#### [Work to do]
Write out each line of the listing as it stands, without the images.
## Begin Supplied material
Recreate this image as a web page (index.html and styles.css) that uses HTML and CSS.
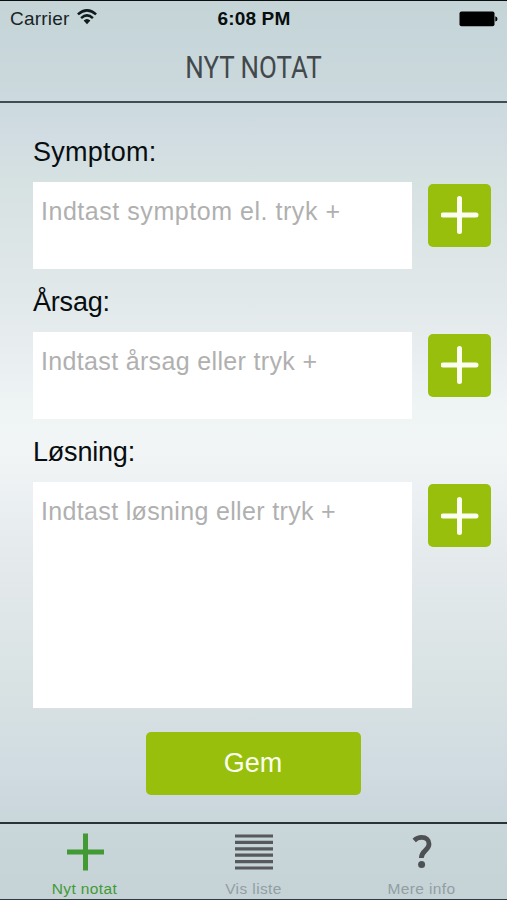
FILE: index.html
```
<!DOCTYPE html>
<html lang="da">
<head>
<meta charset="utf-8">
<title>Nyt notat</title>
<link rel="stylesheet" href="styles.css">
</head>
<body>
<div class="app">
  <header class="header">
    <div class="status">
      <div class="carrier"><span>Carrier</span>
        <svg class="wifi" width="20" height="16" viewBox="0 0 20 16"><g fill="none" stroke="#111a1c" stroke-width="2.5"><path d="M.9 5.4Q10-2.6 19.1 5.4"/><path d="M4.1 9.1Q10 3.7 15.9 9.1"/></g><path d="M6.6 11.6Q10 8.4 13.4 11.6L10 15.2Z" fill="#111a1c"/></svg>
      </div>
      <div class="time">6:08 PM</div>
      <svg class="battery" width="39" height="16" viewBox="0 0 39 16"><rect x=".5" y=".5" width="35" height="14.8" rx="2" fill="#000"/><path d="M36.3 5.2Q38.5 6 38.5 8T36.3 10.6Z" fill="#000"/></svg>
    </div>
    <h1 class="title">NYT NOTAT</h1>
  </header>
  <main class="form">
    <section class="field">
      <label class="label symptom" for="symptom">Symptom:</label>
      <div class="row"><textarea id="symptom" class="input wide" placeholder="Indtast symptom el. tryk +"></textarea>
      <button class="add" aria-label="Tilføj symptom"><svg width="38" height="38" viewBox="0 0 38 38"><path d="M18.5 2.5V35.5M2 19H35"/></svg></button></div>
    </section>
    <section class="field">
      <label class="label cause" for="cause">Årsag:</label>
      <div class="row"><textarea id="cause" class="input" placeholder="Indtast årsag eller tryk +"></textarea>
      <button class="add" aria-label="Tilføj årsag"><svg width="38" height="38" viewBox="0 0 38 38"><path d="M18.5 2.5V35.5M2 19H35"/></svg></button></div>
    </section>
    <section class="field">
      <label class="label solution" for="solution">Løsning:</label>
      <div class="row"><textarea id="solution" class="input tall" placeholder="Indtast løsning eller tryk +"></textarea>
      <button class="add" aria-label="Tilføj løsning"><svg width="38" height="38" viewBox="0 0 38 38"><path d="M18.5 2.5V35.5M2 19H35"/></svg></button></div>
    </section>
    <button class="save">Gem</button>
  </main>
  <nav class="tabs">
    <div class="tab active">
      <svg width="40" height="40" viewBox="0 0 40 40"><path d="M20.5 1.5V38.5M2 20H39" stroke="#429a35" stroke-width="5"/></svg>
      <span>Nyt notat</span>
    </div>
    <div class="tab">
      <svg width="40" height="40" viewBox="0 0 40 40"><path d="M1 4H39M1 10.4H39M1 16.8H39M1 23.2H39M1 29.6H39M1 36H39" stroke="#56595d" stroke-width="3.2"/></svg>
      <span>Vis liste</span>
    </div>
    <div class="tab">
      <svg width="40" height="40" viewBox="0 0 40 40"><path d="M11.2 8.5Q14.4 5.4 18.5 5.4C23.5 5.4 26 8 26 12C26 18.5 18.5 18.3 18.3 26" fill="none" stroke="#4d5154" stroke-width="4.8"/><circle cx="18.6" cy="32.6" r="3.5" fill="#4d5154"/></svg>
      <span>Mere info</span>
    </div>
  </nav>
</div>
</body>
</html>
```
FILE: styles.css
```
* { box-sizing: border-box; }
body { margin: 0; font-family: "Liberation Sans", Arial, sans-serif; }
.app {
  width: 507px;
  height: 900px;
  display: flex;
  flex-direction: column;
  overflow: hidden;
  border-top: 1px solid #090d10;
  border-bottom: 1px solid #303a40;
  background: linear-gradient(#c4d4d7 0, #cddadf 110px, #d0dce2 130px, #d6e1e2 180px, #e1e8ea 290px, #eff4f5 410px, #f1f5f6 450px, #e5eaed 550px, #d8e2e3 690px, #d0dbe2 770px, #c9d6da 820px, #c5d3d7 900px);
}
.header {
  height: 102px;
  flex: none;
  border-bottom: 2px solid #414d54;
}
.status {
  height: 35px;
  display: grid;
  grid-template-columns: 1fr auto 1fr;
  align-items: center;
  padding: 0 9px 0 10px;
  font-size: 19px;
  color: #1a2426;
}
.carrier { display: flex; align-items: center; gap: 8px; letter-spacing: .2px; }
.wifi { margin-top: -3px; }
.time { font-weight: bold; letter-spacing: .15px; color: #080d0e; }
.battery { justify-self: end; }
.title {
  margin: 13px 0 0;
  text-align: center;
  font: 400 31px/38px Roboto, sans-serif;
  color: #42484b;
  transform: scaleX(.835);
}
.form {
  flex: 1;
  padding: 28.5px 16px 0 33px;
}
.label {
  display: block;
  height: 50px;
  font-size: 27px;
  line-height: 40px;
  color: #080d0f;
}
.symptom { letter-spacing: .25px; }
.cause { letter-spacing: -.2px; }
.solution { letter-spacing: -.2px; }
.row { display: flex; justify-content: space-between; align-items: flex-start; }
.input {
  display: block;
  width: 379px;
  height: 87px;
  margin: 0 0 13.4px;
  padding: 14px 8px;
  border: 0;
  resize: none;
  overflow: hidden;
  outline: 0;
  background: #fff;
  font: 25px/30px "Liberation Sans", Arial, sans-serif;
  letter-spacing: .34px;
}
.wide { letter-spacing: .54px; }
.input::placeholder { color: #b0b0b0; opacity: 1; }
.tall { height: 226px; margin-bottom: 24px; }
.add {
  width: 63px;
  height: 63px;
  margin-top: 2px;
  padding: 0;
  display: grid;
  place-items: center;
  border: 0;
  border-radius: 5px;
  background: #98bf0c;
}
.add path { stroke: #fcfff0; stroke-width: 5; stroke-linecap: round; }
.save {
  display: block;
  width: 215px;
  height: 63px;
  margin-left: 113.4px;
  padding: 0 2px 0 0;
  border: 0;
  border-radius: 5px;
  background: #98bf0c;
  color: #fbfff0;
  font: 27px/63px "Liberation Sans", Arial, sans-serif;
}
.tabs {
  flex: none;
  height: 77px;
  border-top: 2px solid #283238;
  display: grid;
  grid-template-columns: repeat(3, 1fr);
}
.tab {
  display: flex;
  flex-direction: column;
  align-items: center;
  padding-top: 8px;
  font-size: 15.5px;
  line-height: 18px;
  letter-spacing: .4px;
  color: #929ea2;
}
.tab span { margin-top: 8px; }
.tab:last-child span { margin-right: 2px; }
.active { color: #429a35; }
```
## End Supplied material
#### [Response to the exercise]
Recreate this image as a web page (index.html and styles.css) that uses HTML and CSS.
FILE: index.html
```
<!DOCTYPE html>
<html lang="da">
<head>
<meta charset="utf-8">
<title>Nyt notat</title>
<link rel="stylesheet" href="styles.css">
</head>
<body>
<div class="app">
  <header class="header">
    <div class="status">
      <div class="carrier"><span>Carrier</span>
        <svg class="wifi" width="20" height="16" viewBox="0 0 20 16"><g fill="none" stroke="#111a1c" stroke-width="2.5"><path d="M.9 5.4Q10-2.6 19.1 5.4"/><path d="M4.1 9.1Q10 3.7 15.9 9.1"/></g><path d="M6.6 11.6Q10 8.4 13.4 11.6L10 15.2Z" fill="#111a1c"/></svg>
      </div>
      <div class="time">6:08 PM</div>
      <svg class="battery" width="39" height="16" viewBox="0 0 39 16"><rect x=".5" y=".5" width="35" height="14.8" rx="2" fill="#000"/><path d="M36.3 5.2Q38.5 6 38.5 8T36.3 10.6Z" fill="#000"/></svg>
    </div>
    <h1 class="title">NYT NOTAT</h1>
  </header>
  <main class="form">
    <section class="field">
      <label class="label symptom" for="symptom">Symptom:</label>
      <div class="row"><textarea id="symptom" class="input wide" placeholder="Indtast symptom el. tryk +"></textarea>
      <button class="add" aria-label="Tilføj symptom"><svg width="38" height="38" viewBox="0 0 38 38"><path d="M18.5 2.5V35.5M2 19H35"/></svg></button></div>
    </section>
    <section class="field">
      <label class="label cause" for="cause">Årsag:</label>
      <div class="row"><textarea id="cause" class="input" placeholder="Indtast årsag eller tryk +"></textarea>
      <button class="add" aria-label="Tilføj årsag"><svg width="38" height="38" viewBox="0 0 38 38"><path d="M18.5 2.5V35.5M2 19H35"/></svg></button></div>
    </section>
    <section class="field">
      <label class="label solution" for="solution">Løsning:</label>
      <div class="row"><textarea id="solution" class="input tall" placeholder="Indtast løsning eller tryk +"></textarea>
      <button class="add" aria-label="Tilføj løsning"><svg width="38" height="38" viewBox="0 0 38 38"><path d="M18.5 2.5V35.5M2 19H35"/></svg></button></div>
    </section>
    <button class="save">Gem</button>
  </main>
  <nav class="tabs">
    <div class="tab active">
      <svg width="40" height="40" viewBox="0 0 40 40"><path d="M20.5 1.5V38.5M2 20H39" stroke="#429a35" stroke-width="5"/></svg>
      <span>Nyt notat</span>
    </div>
    <div class="tab">
      <svg width="40" height="40" viewBox="0 0 40 40"><path d="M1 4H39M1 10.4H39M1 16.8H39M1 23.2H39M1 29.6H39M1 36H39" stroke="#56595d" stroke-width="3.2"/></svg>
      <span>Vis liste</span>
    </div>
    <div class="tab">
      <svg width="40" height="40" viewBox="0 0 40 40"><path d="M11.2 8.5Q14.4 5.4 18.5 5.4C23.5 5.4 26 8 26 12C26 18.5 18.5 18.3 18.3 26" fill="none" stroke="#4d5154" stroke-width="4.8"/><circle cx="18.6" cy="32.6" r="3.5" fill="#4d5154"/></svg>
      <span>Mere info</span>
    </div>
  </nav>
</div>
</body>
</html>
```
FILE: styles.css
```
* { box-sizing: border-box; }
body { margin: 0; font-family: "Liberation Sans", Arial, sans-serif; }
.app {
  width: 507px;
  height: 900px;
  display: flex;
  flex-direction: column;
  overflow: hidden;
  border-top: 1px solid #090d10;
  border-bottom: 1px solid #303a40;
  background: linear-gradient(#c4d4d7 0, #cddadf 110px, #d0dce2 130px, #d6e1e2 180px, #e1e8ea 290px, #eff4f5 410px, #f1f5f6 450px, #e5eaed 550px, #d8e2e3 690px, #d0dbe2 770px, #c9d6da 820px, #c5d3d7 900px);
}
.header {
  height: 102px;
  flex: none;
  border-bottom: 2px solid #414d54;
}
.status {
  height: 35px;
  display: grid;
  grid-template-columns: 1fr auto 1fr;
  align-items: center;
  padding: 0 9px 0 10px;
  font-size: 19px;
  color: #1a2426;
}
.carrier { display: flex; align-items: center; gap: 8px; letter-spacing: .2px; }
.wifi { margin-top: -3px; }
.time { font-weight: bold; letter-spacing: .15px; color: #080d0e; }
.battery { justify-self: end; }
.title {
  margin: 13px 0 0;
  text-align: center;
  font: 400 31px/38px Roboto, sans-serif;
  color: #42484b;
  transform: scaleX(.835);
}
.form {
  flex: 1;
  padding: 28.5px 16px 0 33px;
}
.label {
  display: block;
  height: 50px;
  font-size: 27px;
  line-height: 40px;
  color: #080d0f;
}
.symptom { letter-spacing: .25px; }
.cause { letter-spacing: -.2px; }
.solution { letter-spacing: -.2px; }
.row { display: flex; justify-content: space-between; align-items: flex-start; }
.input {
  display: block;
  width: 379px;
  height: 87px;
  margin: 0 0 13.4px;
  padding: 14px 8px;
  border: 0;
  resize: none;
  overflow: hidden;
  outline: 0;
  background: #fff;
  font: 25px/30px "Liberation Sans", Arial, sans-serif;
  letter-spacing: .34px;
}
.wide { letter-spacing: .54px; }
.input::placeholder { color: #b0b0b0; opacity: 1; }
.tall { height: 226px; margin-bottom: 24px; }
.add {
  width: 63px;
  height: 63px;
  margin-top: 2px;
  padding: 0;
  display: grid;
  place-items: center;
  border: 0;
  border-radius: 5px;
  background: #98bf0c;
}
.add path { stroke: #fcfff0; stroke-width: 5; stroke-linecap: round; }
.save {
  display: block;
  width: 215px;
  height: 63px;
  margin-left: 113.4px;
  padding: 0 2px 0 0;
  border: 0;
  border-radius: 5px;
  background: #98bf0c;
  color: #fbfff0;
  font: 27px/63px "Liberation Sans", Arial, sans-serif;
}
.tabs {
  flex: none;
  height: 77px;
  border-top: 2px solid #283238;
  display: grid;
  grid-template-columns: repeat(3, 1fr);
}
.tab {
  display: flex;
  flex-direction: column;
  align-items: center;
  padding-top: 8px;
  font-size: 15.5px;
  line-height: 18px;
  letter-spacing: .4px;
  color: #929ea2;
}
.tab span { margin-top: 8px; }
.tab:last-child span { margin-right: 2px; }
.active { color: #429a35; }
```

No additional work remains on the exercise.